### Prompt
Copy out every line in which the string "full" occurs.
#### Data listing
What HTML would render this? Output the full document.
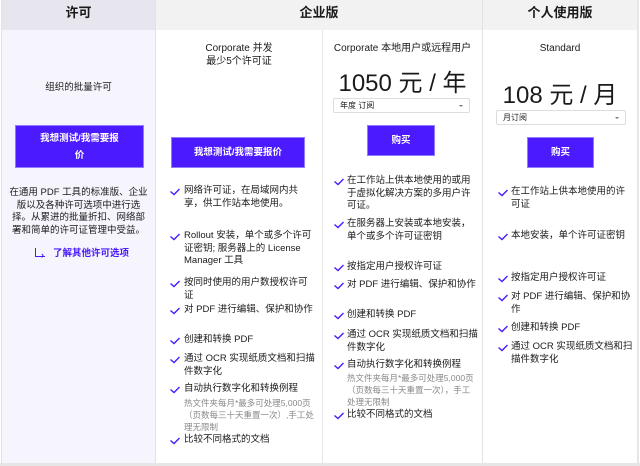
<!DOCTYPE html>
<html><head><meta charset="utf-8"><style>
*{margin:0;padding:0;box-sizing:border-box}
body{width:640px;height:466px;background:#fff;font-family:"Liberation Sans","Noto Sans CJK SC",sans-serif;color:#1a1a1a;position:relative;overflow:hidden;font-size:9.5px}
.a{position:absolute}
.h{top:0;height:30px;font-size:13px;font-weight:bold;text-align:center;line-height:26px}
.btn{position:absolute;background:#4b1aff;border:1px solid #8f7bff;color:#fff;font-weight:bold;font-size:9.5px;display:flex;align-items:center;justify-content:center;text-align:center;line-height:17px}
.t{position:absolute;line-height:12.5px;font-size:9.5px;white-space:nowrap}
.c{position:absolute;width:12px;height:10px}
.g{color:#888;font-size:8.5px;line-height:12px}
.price{position:absolute;font-size:24px;text-align:center}
.sel{position:absolute;border:1px solid #ddd;border-radius:2px;height:15px;font-size:8px;line-height:13px;padding-left:6px;background:#fff}
.sel:after{content:"";position:absolute;right:6px;top:6px;border:2px solid transparent;border-top:2px solid #777}
</style></head><body>
<div class="a" style="left:2px;top:30px;width:153px;height:434px;background:#f6f5fd"></div>
<div class="a h" style="left:2px;width:153px;background:#e7e6ee">许可</div>
<div class="a h" style="left:156px;width:326px;background:#f2f2f2">企业版</div>
<div class="a h" style="left:483px;width:154px;background:#f2f2f2">个人使用版</div>
<div class="a" style="left:155px;top:0;width:1px;height:464px;background:#e2e2e2"></div>
<div class="a" style="left:322px;top:30px;width:1px;height:434px;background:#e8e8e8"></div>
<div class="a" style="left:482px;top:0;width:1px;height:464px;background:#e2e2e2"></div>
<div class="a" style="left:1px;top:0;width:1px;height:464px;background:#e2e2e2"></div>
<div class="a" style="left:637px;top:0;width:2px;height:464px;background:#e6e6e6"></div>
<div class="a" style="left:0;top:463px;width:640px;height:3px;background:#e6e6e6"></div>

<!-- col1 -->
<div class="t" style="left:2px;width:153px;top:82px;text-align:center">组织的批量许可</div>
<div class="btn" style="left:15px;top:125px;width:129px;height:43px">我想测试/我需要报<br>价</div>
<div class="t" style="left:2px;width:153px;top:187px;text-align:center">在通用 PDF 工具的标准版、企业<br>版以及各种许可选项中进行选<br>择。从累进的批量折扣、网络部<br>署和简单的许可证管理中受益。</div>
<div class="a" style="left:35px;top:248px;width:10px;height:9px;border-left:1.5px solid #4b1aff;border-bottom:1.5px solid #4b1aff"></div>
<div class="a" style="left:41px;top:250px;color:#4b1aff;font-size:9px;font-weight:bold">›</div>
<div class="t" style="left:53px;top:248px;color:#4b1aff;font-weight:bold">了解其他许可选项</div>

<!-- col2 -->
<div class="t" style="left:156px;width:166px;top:43px;text-align:center;font-size:10px">Corporate 并发<br>最少5个许可证</div>
<div class="btn" style="left:171px;top:137px;width:134px;height:31px">我想测试/我需要报价</div>

<!-- col3 -->
<div class="t" style="left:323px;width:159px;top:43px;text-align:center;font-size:10px">Corporate 本地用户或远程用户</div>
<div class="price" style="left:323px;width:159px;top:63px">1050 元 / 年</div>
<div class="sel" style="left:333px;top:98px;width:137px">年度 订阅</div>
<div class="btn" style="left:367px;top:125px;width:68px;height:31px">购买</div>

<!-- col4 -->
<div class="t" style="left:483px;width:154px;top:43px;text-align:center;font-size:10px">Standard</div>
<div class="price" style="left:483px;width:154px;top:75px">108 元 / 月</div>
<div class="sel" style="left:496px;top:110px;width:130px">月订阅</div>
<div class="btn" style="left:527px;top:137px;width:67px;height:31px">购买</div>

<svg width="0" height="0" style="position:absolute"><defs><symbol id="k" viewBox="0 0 12 10"><path d="M1.5 4.5 L5 7.5 L10.5 2" fill="none" stroke="#4b1aff" stroke-width="1.4"/></symbol></defs></svg>

<!-- col2 items -->
<div class="t" style="left:184px;top:185px">网络许可证，在局域网内共<br>享，供工作站本地使用。</div>
<div class="t" style="left:184px;top:230px">Rollout 安装，单个或多个许可<br>证密钥; 服务器上的 License<br>Manager 工具</div>
<div class="t" style="left:184px;top:277px">按同时使用的用户数授权许可<br>证</div>
<div class="t" style="left:184px;top:304px">对 PDF 进行编辑、保护和协作</div>
<div class="t" style="left:184px;top:334px">创建和转换 PDF</div>
<div class="t" style="left:184px;top:353px">通过 OCR 实现纸质文档和扫描<br>件数字化</div>
<div class="t" style="left:184px;top:383px">自动执行数字化和转换例程</div>
<div class="t g" style="left:184px;top:397px">热文件夹每月*最多可处理5,000页<br>（页数每三十天重置一次）,手工处<br>理无限制</div>
<div class="t" style="left:184px;top:434px">比较不同格式的文档</div>
<svg class="c" style="left:169px;top:187px"><use href="#k"/></svg>
<svg class="c" style="left:169px;top:232px"><use href="#k"/></svg>
<svg class="c" style="left:169px;top:279px"><use href="#k"/></svg>
<svg class="c" style="left:169px;top:306px"><use href="#k"/></svg>
<svg class="c" style="left:169px;top:336px"><use href="#k"/></svg>
<svg class="c" style="left:169px;top:355px"><use href="#k"/></svg>
<svg class="c" style="left:169px;top:385px"><use href="#k"/></svg>
<svg class="c" style="left:169px;top:436px"><use href="#k"/></svg>

<!-- col3 items -->
<div class="t" style="left:347px;top:175px">在工作站上供本地使用的或用<br>于虚拟化解决方案的多用户许<br>可证。</div>
<div class="t" style="left:347px;top:218px">在服务器上安装或本地安装，<br>单个或多个许可证密钥</div>
<div class="t" style="left:347px;top:261px">按指定用户授权许可证</div>
<div class="t" style="left:347px;top:279px">对 PDF 进行编辑、保护和协作</div>
<div class="t" style="left:347px;top:309px">创建和转换 PDF</div>
<div class="t" style="left:347px;top:329px">通过 OCR 实现纸质文档和扫描<br>件数字化</div>
<div class="t" style="left:347px;top:359px">自动执行数字化和转换例程</div>
<div class="t g" style="left:347px;top:372px">热文件夹每月*最多可处理5,000页<br>（页数每三十天重置一次），手工<br>处理无限制</div>
<div class="t" style="left:347px;top:409px">比较不同格式的文档</div>
<svg class="c" style="left:333px;top:177px"><use href="#k"/></svg>
<svg class="c" style="left:333px;top:220px"><use href="#k"/></svg>
<svg class="c" style="left:333px;top:263px"><use href="#k"/></svg>
<svg class="c" style="left:333px;top:281px"><use href="#k"/></svg>
<svg class="c" style="left:333px;top:311px"><use href="#k"/></svg>
<svg class="c" style="left:333px;top:331px"><use href="#k"/></svg>
<svg class="c" style="left:333px;top:361px"><use href="#k"/></svg>
<svg class="c" style="left:333px;top:411px"><use href="#k"/></svg>

<!-- col4 items -->
<div class="t" style="left:511px;top:186px">在工作站上供本地使用的许<br>可证</div>
<div class="t" style="left:511px;top:230px">本地安装，单个许可证密钥</div>
<div class="t" style="left:511px;top:272px">按指定用户授权许可证</div>
<div class="t" style="left:511px;top:291px">对 PDF 进行编辑、保护和协<br>作</div>
<div class="t" style="left:511px;top:322px">创建和转换 PDF</div>
<div class="t" style="left:511px;top:341px">通过 OCR 实现纸质文档和扫<br>描件数字化</div>
<svg class="c" style="left:497px;top:188px"><use href="#k"/></svg>
<svg class="c" style="left:497px;top:232px"><use href="#k"/></svg>
<svg class="c" style="left:497px;top:274px"><use href="#k"/></svg>
<svg class="c" style="left:497px;top:293px"><use href="#k"/></svg>
<svg class="c" style="left:497px;top:324px"><use href="#k"/></svg>
<svg class="c" style="left:497px;top:343px"><use href="#k"/></svg>
</body></html>
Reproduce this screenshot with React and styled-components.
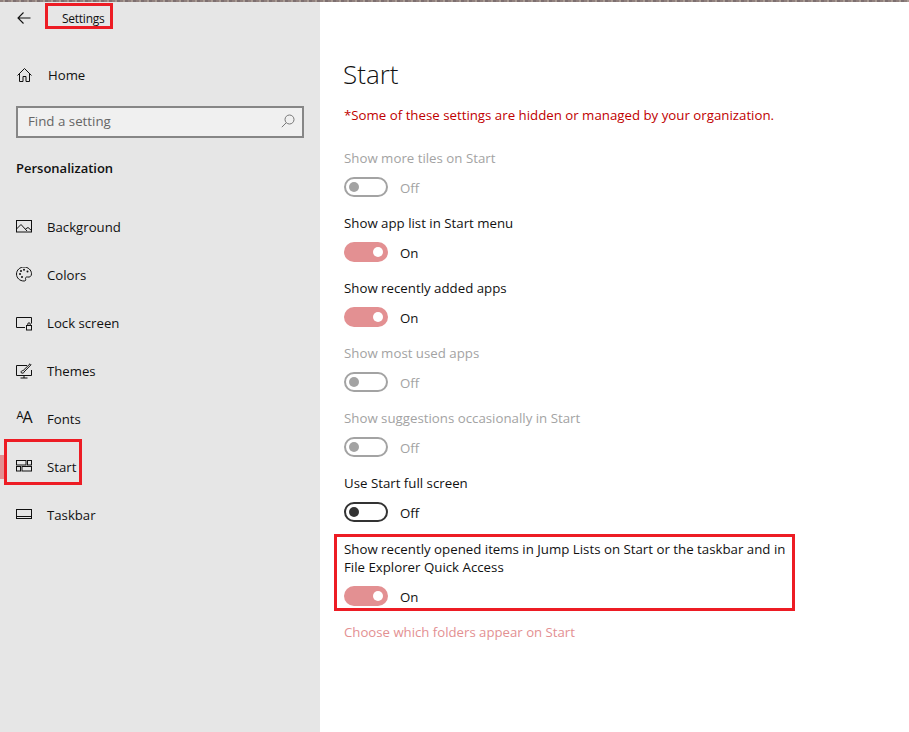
import React from "react";
import styled, { createGlobalStyle } from "styled-components";

const Global = createGlobalStyle`
  html, body { margin: 0; padding: 0; background: #fff; }
  body { font-family: "Open Sans", "Noto Sans", "Liberation Sans", sans-serif; color: #111; }
  * { box-sizing: border-box; }
`;

const Page = styled.div`
  position: relative;
  width: 909px;
  height: 732px;
  overflow: hidden;
  display: flex;
  background: #fff;
`;
const TopStrip = styled.div`
  position: absolute;
  top: 0; left: 0; right: 0;
  height: 2px;
  background: repeating-linear-gradient(90deg, #8f7f7c 0 3px, #a89a92 3px 5px, #7d6f70 5px 8px);
`;
const Sidebar = styled.aside`
  width: 320px;
  flex: none;
  background: #e6e6e6;
  display: flex;
  flex-direction: column;
  padding-top: 7px;
`;
const TitleBar = styled.div`
  display: flex;
  align-items: center;
  height: 22px;
  padding-left: 17px;
`;
const BackIcon = styled.svg`
  width: 14px;
  height: 14px;
  fill: none;
  stroke: #111;
  stroke-width: 1.1;
`;
const AppTitle = styled.div`
  align-self: flex-start;
  margin: -4px 0 0 14px;
  width: 68px;
  height: 26px;
  border: 3px solid #ed1c24;
  padding-left: 14px;
  font-size: 12px;
  line-height: 25px;
  letter-spacing: -0.25px;
  white-space: nowrap;
`;
const NavRow = styled.div`
  position: relative;
  display: flex;
  align-items: center;
  height: 48px;
  padding-left: 16px;
  gap: 15px;
  font-size: 13.2px;
`;
const HomeRow = styled(NavRow)`
  margin-top: 22px;
  gap: 16px;
`;
const NavIcon = styled.svg`
  width: 16px;
  height: 16px;
  flex: none;
  fill: none;
  stroke: #111;
  stroke-width: 1;
`;
const ActiveMark = styled.span`
  position: absolute;
  left: 0;
  top: 12px;
  width: 4px;
  height: 24px;
  background: #e39092;
`;
const Annot = styled.span`
  position: absolute;
  left: 4px;
  top: -4px;
  width: 78px;
  height: 46px;
  border: 3px solid #ed1c24;
`;
const Search = styled.div`
  margin: 7px 16px 0;
  height: 32px;
  border: 2px solid #868686;
  background: #f0f0f0;
  display: flex;
  align-items: center;
  justify-content: space-between;
  padding: 0 7px 2px 10px;
  font-size: 13.3px;
  color: #666;
`;
const SearchIcon = styled.svg`
  width: 14px;
  height: 14px;
  fill: none;
  stroke: #777;
  stroke-width: 1;
`;
const SectionTitle = styled.div`
  margin: 20px 0 25px 16px;
  height: 20px;
  line-height: 20px;
  font-size: 13px;
  font-weight: 600;
`;
const Main = styled.main`
  flex: 1;
  padding: 54px 0 0 24px;
`;
const Heading = styled.h1`
  margin: 0 0 0 -1px;
  font-size: 26px;
  font-weight: 300;
  line-height: 40px;
  color: #111;
`;
const Warning = styled.div`
  margin-top: 11px;
  font-size: 13.28px;
  line-height: 20px;
  color: #c00000;
  height: 43px;
`;
const Setting = styled.div`
  display: flex;
  flex-direction: column;
  height: 65px;
  position: relative;
  color: ${p => (p.$disabled ? "#a3a3a3" : "#111")};
`;
const TallSetting = styled(Setting)`
  height: 84px;
  width: 452px;
  margin-top: 1px;
`;
const Label = styled.div`
  font-size: 13.28px;
  line-height: 18px;
  height: ${p => (p.$lines || 1) * 18}px;
  margin-top: 1px;
  white-space: nowrap;
`;
const ToggleRow = styled.div`
  display: flex;
  align-items: center;
  gap: 12px;
  margin-top: 10px;
  font-size: 13.28px;
  height: 20px;
`;
const ToggleText = styled.span`
  padding-top: 2px;
`;
const Switch = styled.span`
  width: 44px;
  height: 20px;
  border-radius: 10px;
  display: flex;
  align-items: center;
  flex: none;
  justify-content: ${p => (p.$on ? "flex-end" : "flex-start")};
  background: ${p => (p.$on ? "#e39092" : "transparent")};
  border: ${p => (p.$on ? "none" : `2px solid ${p.$disabled ? "#a3a3a3" : "#333"}`)};
  padding: ${p => (p.$on ? "0 5px" : "0 3px")};
`;
const Knob = styled.span`
  width: 10px;
  height: 10px;
  border-radius: 50%;
  background: ${p => (p.$on ? "#fff" : p.$disabled ? "#a3a3a3" : "#333")};
`;
const Box = styled.span`
  position: absolute;
  left: -10px;
  top: -5px;
  width: 461px;
  height: 77px;
  border: 3px solid #ed1c24;
  pointer-events: none;
`;
const FolderLink = styled.div`
  font-size: 13.2px;
  line-height: 20px;
  color: #e39092;
  margin-top: -1px;
`;
const FontsGlyph = styled.span`
  width: 16px;
  flex: none;
  font-size: 16px;
  line-height: 16px;
  letter-spacing: -1px;
  text-align: center;
  margin-top: -2px;
`;
const SmallA = styled.span`
  font-size: 11px;
  position: relative;
  top: -4px;
`;

const icons = {
  home: <path d="M1.500 8.500 8.500 1.500l7 7M3.500 6.500v8h3.500v-5h3v5h3.500v-8" />,
  background: (
    <>
      <rect x="0.500" y="1.500" width="15" height="11.500" />
      <path d="M0.500 10 5 5.500l6 6.500M9.500 10l2.500-1.500 3.500 3" />
    </>
  ),
  colors: (
    <>
      <path d="M8 0c4 0 7.500 3 7.500 6.800 0 2.500-1.800 3.700-3.800 3.200-1.800-.4-2.700 1-2 2.300.4 1-.4 1.700-1.700 1.700C3.700 14 .5 11 .5 7S4 0 8 0Z" />
      <g fill="#111" stroke="none">
        <circle cx="4" cy="7" r="1" /><circle cx="5" cy="4" r="1" /><circle cx="8" cy="2.800" r="1" /><circle cx="11.500" cy="4.500" r="1" /><circle cx="6" cy="10" r="1" />
      </g>
    </>
  ),
  lock: (
    <>
      <path d="M9 12.500H.5v-10h15v6" />
      <rect x="10.500" y="10.500" width="5" height="4.500" />
      <path d="M11.800 10.500V9a1.200 1.200 0 0 1 2.400 0v1.500" />
    </>
  ),
  themes: (
    <>
      <path d="M11 2.500H.5v10h15V7M8 12.500v2.500M4.500 15h7" />
      <path d="M5 9.500c0-1.500 1-2 2-1.800L14 .8l1 1-7 7.200c0 1-1.500 1.800-3 .5Z" />
    </>
  ),
  start: (
    <>
      <rect x="0.500" y="1.500" width="9.500" height="4.500" />
      <rect x="11.500" y="1.500" width="4" height="4.500" />
      <rect x="0.500" y="7.500" width="4" height="4.500" />
      <rect x="6" y="7.500" width="9.500" height="4.500" />
    </>
  ),
  taskbar: (
    <>
      <rect x="0.500" y="2.500" width="15" height="9" />
      <path d="M0.500 9.500h15" />
    </>
  ),
};

const Nav = ({ icon, label, active }) => (
  <NavRow>
    {active && <ActiveMark />}
    {active && <Annot />}
    {icon === "fonts" ? (
      <FontsGlyph><SmallA>A</SmallA>A</FontsGlyph>
    ) : (
      <NavIcon viewBox="0 0 16 16">{icons[icon]}</NavIcon>
    )}
    {label}
  </NavRow>
);

const Toggle = ({ on, disabled }) => (
  <ToggleRow>
    <Switch $on={on} $disabled={disabled}>
      <Knob $on={on} $disabled={disabled} />
    </Switch>
    <ToggleText>{on ? "On" : "Off"}</ToggleText>
  </ToggleRow>
);

const settings = [
  ["Show more tiles on Start", false, true],
  ["Show app list in Start menu", true, false],
  ["Show recently added apps", true, false],
  ["Show most used apps", false, true],
  ["Show suggestions occasionally in Start", false, true],
  ["Use Start full screen", false, false],
];

export default function App() {
  return (
    <Page>
      <Global />
      <TopStrip />
      <Sidebar>
        <TitleBar>
          <BackIcon viewBox="0 0 14 14">
            <path d="M13.500 7H1M6.500 1.500 1 7l5.500 5.500" />
          </BackIcon>
          <AppTitle>Settings</AppTitle>
        </TitleBar>
        <HomeRow>
          <NavIcon viewBox="0 0 16 16">{icons.home}</NavIcon>
          Home
        </HomeRow>
        <Search>
          Find a setting
          <SearchIcon viewBox="0 0 14 14">
            <circle cx="8.500" cy="5.500" r="4.500" />
            <path d="M5.200 8.800.8 13.200" />
          </SearchIcon>
        </Search>
        <SectionTitle>Personalization</SectionTitle>
        <Nav icon="background" label="Background" />
        <Nav icon="colors" label="Colors" />
        <Nav icon="lock" label="Lock screen" />
        <Nav icon="themes" label="Themes" />
        <Nav icon="fonts" label="Fonts" />
        <Nav icon="start" label="Start" active />
        <Nav icon="taskbar" label="Taskbar" />
      </Sidebar>
      <Main>
        <Heading>Start</Heading>
        <Warning>*Some of these settings are hidden or managed by your organization.</Warning>
        {settings.map(([label, on, disabled]) => (
          <Setting key={label} $disabled={disabled}>
            <Label>{label}</Label>
            <Toggle on={on} disabled={disabled} />
          </Setting>
        ))}
        <TallSetting>
          <Box />
          <Label $lines={2}>
            Show recently opened items in Jump Lists on Start or the taskbar and in
            <br />
            File Explorer Quick Access
          </Label>
          <Toggle on />
        </TallSetting>
        <FolderLink>Choose which folders appear on Start</FolderLink>
      </Main>
    </Page>
  );
}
########
### Correct output
What HTML would render this? Output the full document.
  ["Use Start full screen", false, false],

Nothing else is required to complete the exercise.